B. The legal positions of the parties
[21] The Trustee submitted that a finding that a payment made to a creditor was void as against the trustee as a preference under section 95 of the BIA did not affect the transaction as between the parties to it – the creditor and the bankrupt - with the result that the parties to the transaction remained bound by the bargain which they had struck. Accordingly, in the event that the payment made under the Settlement was found to be void as against the Trustee and the payment ordered returned, the Trustee argued that the other terms of the Settlement between Propco and the bankrupt would remain valid and binding. The Trustee submitted that one such term would include Propco’s compromise of its claim under its $22 million Judgment down to $1.2 million.
[22] On its part, Propco contended that if the payment made under the Settlement were to be declared void and set aside as a preference, then the Settlement would be void for all purposes. As a result, upon the repayment of the Settlement amount to the Trustee, Propco would be entitled to file a claim for the full amount of its Judgment.
[23] Counsel stated they had been unable to find any authorities bearing directly on this issue.
C. Analysis
C.1 The purpose of the BIA’s preference provisions
[24] Section 95 of the BIA is one of several sections comprising a system under which a court can review transactions entered into between a debtor and its creditors in the period just prior to formal insolvency proceedings.[^6] The Supreme Court of Canada described the place of the BIA’s preference provisions in the overall bankruptcy scheme as follows:
The object of the bankruptcy law is to ensure the division of the property of the debtor rateably among all his creditors in the event of his bankruptcy.
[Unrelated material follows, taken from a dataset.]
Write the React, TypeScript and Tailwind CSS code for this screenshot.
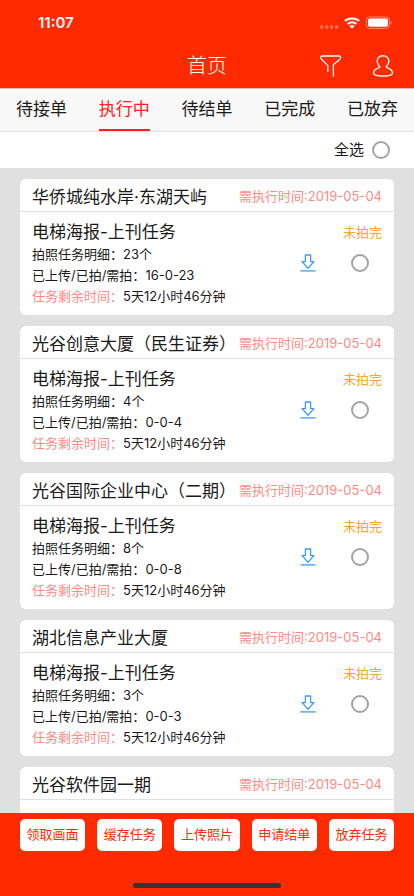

Section 112 of the Act provides that, subject to the Act, all claims proved in the bankruptcy shall be paid pari passu. The Act is intended to put all creditors upon an equal footing. Generally, until a debtor is insolvent or has an act of bankruptcy in contemplation, he is quite free to deal with his property as he wills and he may prefer one creditor over another but, upon becoming insolvent, he can no longer do any act out of the ordinary course of business which has the effect of preferring a particular creditor over other creditors. If one creditor receives a preference over other creditors as a result of the debtor acting intentionally and in fraud of the law, this defeats the equality of the bankruptcy laws.[^7]
[25] As put by the Alberta Court of Queen’s Bench in Piikani Nation v. Piikani Energy Group:
The aim of s. 95 of the BIA is to prevent one creditor or group of creditors from getting an unfair advantage over other creditors when a debtor is insolvent. The remedy is not to "punish" the benefiting creditor, but rather to require it to repay the monies received so that payments out of the debtor's estate can be made respecting priorities and shared properly amongst all creditors.[^8]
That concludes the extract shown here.